Nesta compilação, verdadeiro ”cartão de visita”, a sua obra parece-me pouco convincente no que quer transmitir do seu foro intimo ou de teor político, embora não seja nitidamente um nostálgico à procura da zona de conforto da infância feliz – ah, as tardes preguiçosas que que se lia as novas “aventuras do Zonzon & Rififi na Micronésia” – pois até introduz elementos de sexo e violência (vindos da estética underground dos anos 60/70) sobretudo em narrativas que decorrem no caos das grandes urbes. Talvez a sua maior crítica seja a alienação mental da sociedade mas a tónica sabe a pouco.

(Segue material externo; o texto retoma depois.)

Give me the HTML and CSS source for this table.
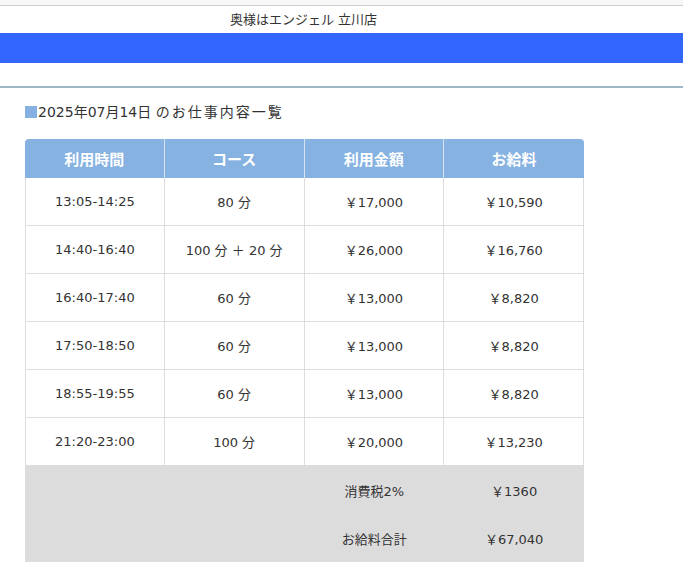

Lê-lo (hoje?) parece ser um acto pueril, tal como ir ressacado a um museu de arte contemporânea no Domingo de manhã, em que por mais esforço intelectual que seja feito, o produtor e o receptor não se entendem… mas sim, é muito giro ver a instalação no chão, ler a folha de sala pelo sim pelo não, não vá passar ao lado a intenção do artista. Depois da bica, uma olhadela na livraria do museu, metemo-nos no carro e esquecemos o que vimos… É óbvio que Swarte destaca-se pela espetacularidade do grafismo e “design”, tanto que ele tem feito desde selos a edifícios na sua carreira profissional e artística, trazendo à baila a máxima “the medium is the message”. Olhar para um desenho seu é descascar detalhes cómicos ou irónicos como a capa do segundo número da revista Raw (1980) também aqui republicada. É uma delícia observar vinhetas ou imagens cheias de detalhes e construções extravagantes mas sobretudo a orgia de “slapstick” e “screwball” com saltos à globetrotter. E depois disso o que acontece? Is that all there is? é um título infelizmente mais irónico do que gostaria de ser.

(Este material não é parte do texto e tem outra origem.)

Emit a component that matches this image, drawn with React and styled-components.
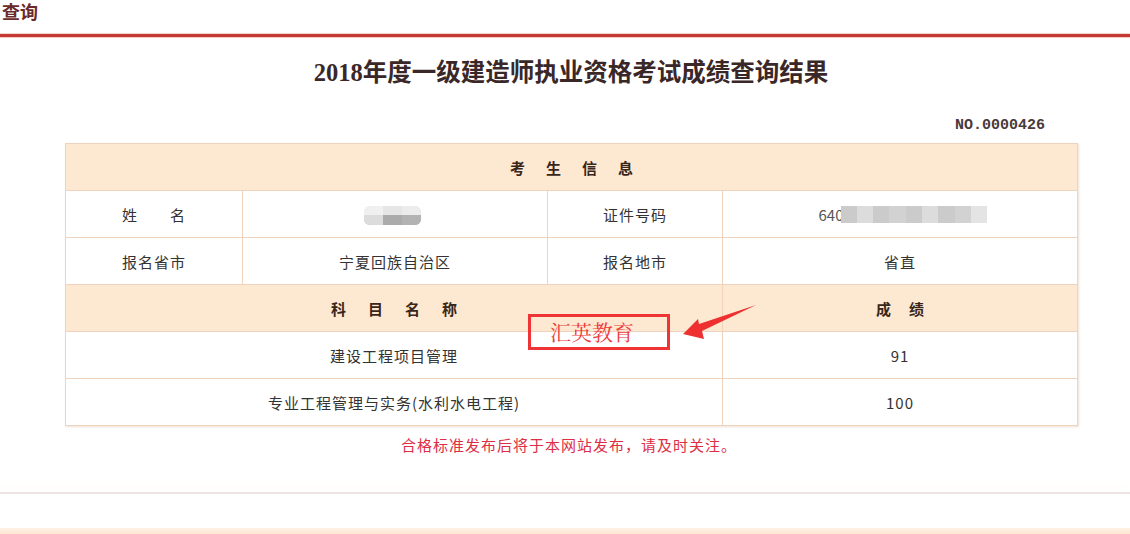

Para quem não pratica a francofonia, o antigo “número 2” da Fantagraphics, Kim Thompson (1956-2013), deu à estampa em língua franca para a Aldeia Global uma boa selecção de BDs e algumas ilustrações produzidas entre 1972 e 2010 para várias revistas e livros. Um gesto editorial de salutar embora o livro poderia ser melhor: podia ter uma capa dura para não termos um “peixe morto” na mão, podia ter um formato maior para não ter algumas BDs deitadas, ter a ordem dos trabalhos alinhada cronologicamente para se perceber a evolução do autor, ter mais textos de apoio – o do Chris Ware é bom mas não chega – para quem não vá conseguir distinguir um trabalho pessoal de uma encomenda institucional como “The Rubber Paradise” que saiu no álbum Les aventures du latex: La bande dessinée européenne s’empare du préservatif (1991), curiosamente a BD mais genuinamente divertida desta compilação da “Fanta”.

Por fim, lembro que este autor em Portugal só existe como ilustrador do provocador e belíssimo livro O papalagui : discursos de Tuiavii, chefe de tribo de Tiavéa nos mares do Sul (Antígona, 1988). O que é estranho, um livro que já teve várias reedições ao longo de três décadas nunca se publicou um livro a solo de Swarte. Será porque Swarte fez BD a pedir o boicote ao café angolano (como forma de pressionar o fim das guerra nas colónias) em 1973, que ninguém o liga? Os portugueses toscos não o perdoaram? Claro que não é isso! É só ignorância visual que este país sofre, pá, afinal as primeiras edições nacionais do Papalagui nem as ilustrações tinha… Talvez para poupar uns trocos e para além disso, os nossos editores literários sempre tiveram a infeliz postura do “ter bonecada para quê?”

4 comments

  1. José Rui says:

    O Ecoponto é o equivalente moderno a queimar livros? Acho que não deves queimar livros, deves dar todos ao teu sobrinho.
    Não sei se os clássicos gregos passavam no teu esmiuçado sentido do que não é lixo mental, porque de facto os tempos eram outros na Grécia antiga — não confundir com a moderna. E filmes? Aqueles filmes “noir” que eu adoro, devemos meter no ecoponto porque de vez em quando o Humphrey Bogart lança a mão em direcção à cara de uma daquelas mulheres problemáticas que o rodeiam? Acho que vou conservar os meus e não vou negar metade (ou deverei dizer quase toda?) a história da humanidade — que em bom rigor, nem me interessa como grupo.
    Gosto deste livro, o Joost Swarte tem imensa piada.

  2. Mao says:

    Marcos: o livro do Kannemayer começa precisamente por defender a leitura (acompanhada?) do Tintin no Congo, como documento do racismo, etc. Hahaha 😛 Mas compreendo o uso metafórico do ecoponto.

  3. Marcos Farrajota says:

    na realidade vendi a 1 euro esses dois álbuns do Tintin, há sempre um cromo que os quer sabe-se lá porquê – é que nem é pelo racismo, são apenas maus artísticamente…
    mas pelos vistos escrever coisas destas dá direito a comentários e chamar a atenção. good!